_EXERCISE REQUIREMENTS:_ Pull out from the material below all lines with "screenshot".

_DATA LISTING:_
========================================
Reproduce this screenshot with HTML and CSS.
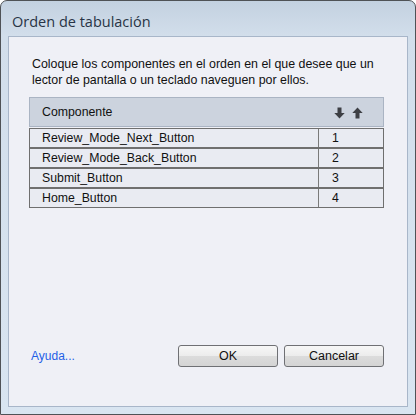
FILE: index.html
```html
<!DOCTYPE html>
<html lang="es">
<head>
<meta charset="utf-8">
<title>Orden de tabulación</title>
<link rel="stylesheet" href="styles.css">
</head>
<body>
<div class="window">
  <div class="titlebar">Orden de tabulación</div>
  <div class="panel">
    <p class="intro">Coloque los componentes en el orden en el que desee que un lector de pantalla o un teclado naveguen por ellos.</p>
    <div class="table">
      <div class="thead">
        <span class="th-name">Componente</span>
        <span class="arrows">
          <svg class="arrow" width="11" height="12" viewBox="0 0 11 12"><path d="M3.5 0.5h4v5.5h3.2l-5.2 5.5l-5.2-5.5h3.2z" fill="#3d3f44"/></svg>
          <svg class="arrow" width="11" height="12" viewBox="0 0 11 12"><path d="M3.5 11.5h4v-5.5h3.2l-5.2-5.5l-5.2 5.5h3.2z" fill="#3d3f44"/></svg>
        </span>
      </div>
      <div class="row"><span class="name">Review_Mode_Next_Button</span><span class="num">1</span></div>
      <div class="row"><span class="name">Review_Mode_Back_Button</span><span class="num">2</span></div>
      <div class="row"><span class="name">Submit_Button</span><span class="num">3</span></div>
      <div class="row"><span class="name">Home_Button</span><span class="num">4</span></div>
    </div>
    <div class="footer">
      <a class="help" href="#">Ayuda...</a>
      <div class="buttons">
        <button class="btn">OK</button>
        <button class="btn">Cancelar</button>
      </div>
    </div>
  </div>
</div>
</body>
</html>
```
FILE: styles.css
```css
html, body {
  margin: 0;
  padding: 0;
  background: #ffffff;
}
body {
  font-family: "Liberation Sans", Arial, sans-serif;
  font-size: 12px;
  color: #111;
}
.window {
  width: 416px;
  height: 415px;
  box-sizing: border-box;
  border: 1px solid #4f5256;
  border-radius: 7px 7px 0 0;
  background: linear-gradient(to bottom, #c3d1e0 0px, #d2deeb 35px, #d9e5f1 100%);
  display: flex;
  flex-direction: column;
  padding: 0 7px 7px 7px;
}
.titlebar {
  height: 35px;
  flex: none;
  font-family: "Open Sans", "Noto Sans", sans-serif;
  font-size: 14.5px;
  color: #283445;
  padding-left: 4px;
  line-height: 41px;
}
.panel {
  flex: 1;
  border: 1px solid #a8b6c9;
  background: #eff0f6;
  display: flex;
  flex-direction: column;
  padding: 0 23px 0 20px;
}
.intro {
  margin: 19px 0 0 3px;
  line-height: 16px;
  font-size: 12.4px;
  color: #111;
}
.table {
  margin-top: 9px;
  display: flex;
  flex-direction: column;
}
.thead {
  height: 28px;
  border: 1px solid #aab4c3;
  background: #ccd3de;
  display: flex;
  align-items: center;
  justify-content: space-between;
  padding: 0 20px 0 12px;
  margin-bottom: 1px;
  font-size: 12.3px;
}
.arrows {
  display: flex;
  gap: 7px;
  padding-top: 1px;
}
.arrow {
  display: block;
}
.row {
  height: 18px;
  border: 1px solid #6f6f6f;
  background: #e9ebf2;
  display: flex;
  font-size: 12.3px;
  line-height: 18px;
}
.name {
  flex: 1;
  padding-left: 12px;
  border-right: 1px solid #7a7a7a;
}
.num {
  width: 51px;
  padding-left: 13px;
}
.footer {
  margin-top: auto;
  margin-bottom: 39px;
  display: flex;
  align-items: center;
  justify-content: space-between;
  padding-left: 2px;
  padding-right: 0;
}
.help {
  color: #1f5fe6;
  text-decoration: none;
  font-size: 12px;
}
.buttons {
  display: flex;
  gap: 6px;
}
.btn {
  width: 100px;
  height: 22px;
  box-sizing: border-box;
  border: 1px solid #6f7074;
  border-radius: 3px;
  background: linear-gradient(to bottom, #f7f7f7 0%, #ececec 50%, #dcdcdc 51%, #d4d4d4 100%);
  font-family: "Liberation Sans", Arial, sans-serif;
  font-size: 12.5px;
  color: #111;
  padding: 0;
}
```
========================================
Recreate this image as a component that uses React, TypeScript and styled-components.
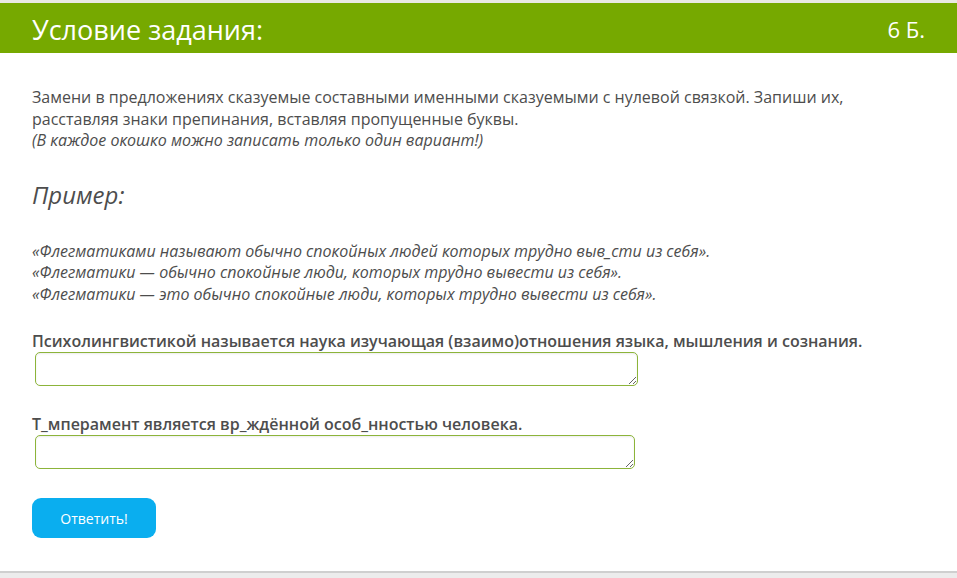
========================================
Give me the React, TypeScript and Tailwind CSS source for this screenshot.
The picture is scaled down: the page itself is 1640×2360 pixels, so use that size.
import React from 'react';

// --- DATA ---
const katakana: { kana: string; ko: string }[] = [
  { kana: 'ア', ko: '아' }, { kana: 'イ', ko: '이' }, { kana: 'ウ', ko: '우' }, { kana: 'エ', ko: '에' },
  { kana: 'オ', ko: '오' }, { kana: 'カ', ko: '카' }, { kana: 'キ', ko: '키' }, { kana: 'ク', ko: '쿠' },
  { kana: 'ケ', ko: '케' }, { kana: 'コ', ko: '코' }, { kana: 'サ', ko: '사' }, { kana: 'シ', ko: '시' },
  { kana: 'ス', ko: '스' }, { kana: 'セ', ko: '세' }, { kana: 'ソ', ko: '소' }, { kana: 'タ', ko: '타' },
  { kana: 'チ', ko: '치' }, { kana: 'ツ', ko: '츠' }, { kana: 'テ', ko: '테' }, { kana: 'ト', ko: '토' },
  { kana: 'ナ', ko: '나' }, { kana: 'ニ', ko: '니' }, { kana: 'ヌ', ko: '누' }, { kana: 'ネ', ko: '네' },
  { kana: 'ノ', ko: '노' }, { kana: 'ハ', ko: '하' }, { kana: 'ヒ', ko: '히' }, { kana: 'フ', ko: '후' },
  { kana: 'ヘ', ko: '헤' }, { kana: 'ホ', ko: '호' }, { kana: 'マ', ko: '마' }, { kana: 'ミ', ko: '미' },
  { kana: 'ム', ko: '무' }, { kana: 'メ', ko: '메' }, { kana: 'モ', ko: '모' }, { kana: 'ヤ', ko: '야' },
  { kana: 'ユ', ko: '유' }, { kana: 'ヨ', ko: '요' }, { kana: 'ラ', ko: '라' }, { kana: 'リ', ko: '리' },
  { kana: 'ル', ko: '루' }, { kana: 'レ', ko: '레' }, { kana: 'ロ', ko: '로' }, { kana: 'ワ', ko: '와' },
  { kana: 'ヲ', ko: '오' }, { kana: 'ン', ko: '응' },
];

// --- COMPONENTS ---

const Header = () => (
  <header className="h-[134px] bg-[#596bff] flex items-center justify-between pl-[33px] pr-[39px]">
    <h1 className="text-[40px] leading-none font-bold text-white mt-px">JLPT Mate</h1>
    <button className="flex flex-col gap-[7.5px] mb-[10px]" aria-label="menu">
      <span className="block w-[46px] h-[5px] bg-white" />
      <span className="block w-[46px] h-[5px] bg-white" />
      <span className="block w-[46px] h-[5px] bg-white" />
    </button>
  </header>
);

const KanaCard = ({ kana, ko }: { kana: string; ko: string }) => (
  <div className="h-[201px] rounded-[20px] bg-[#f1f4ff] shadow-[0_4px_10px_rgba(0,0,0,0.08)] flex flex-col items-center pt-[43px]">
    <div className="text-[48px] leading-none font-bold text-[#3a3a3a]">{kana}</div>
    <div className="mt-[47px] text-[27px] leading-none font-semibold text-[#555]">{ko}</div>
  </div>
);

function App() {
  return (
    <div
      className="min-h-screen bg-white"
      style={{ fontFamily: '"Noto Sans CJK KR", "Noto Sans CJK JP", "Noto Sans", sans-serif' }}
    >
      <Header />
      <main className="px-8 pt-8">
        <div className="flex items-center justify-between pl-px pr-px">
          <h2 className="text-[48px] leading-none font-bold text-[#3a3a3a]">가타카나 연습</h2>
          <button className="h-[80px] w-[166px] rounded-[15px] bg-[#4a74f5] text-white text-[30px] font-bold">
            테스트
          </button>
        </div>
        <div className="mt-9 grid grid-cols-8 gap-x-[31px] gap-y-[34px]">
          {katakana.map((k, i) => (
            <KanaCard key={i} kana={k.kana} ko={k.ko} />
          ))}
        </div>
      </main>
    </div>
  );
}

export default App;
========================================
_OUTPUT FOR THIS EXERCISE:_
Reproduce this screenshot with HTML and CSS.
Give me the React, TypeScript and Tailwind CSS source for this screenshot.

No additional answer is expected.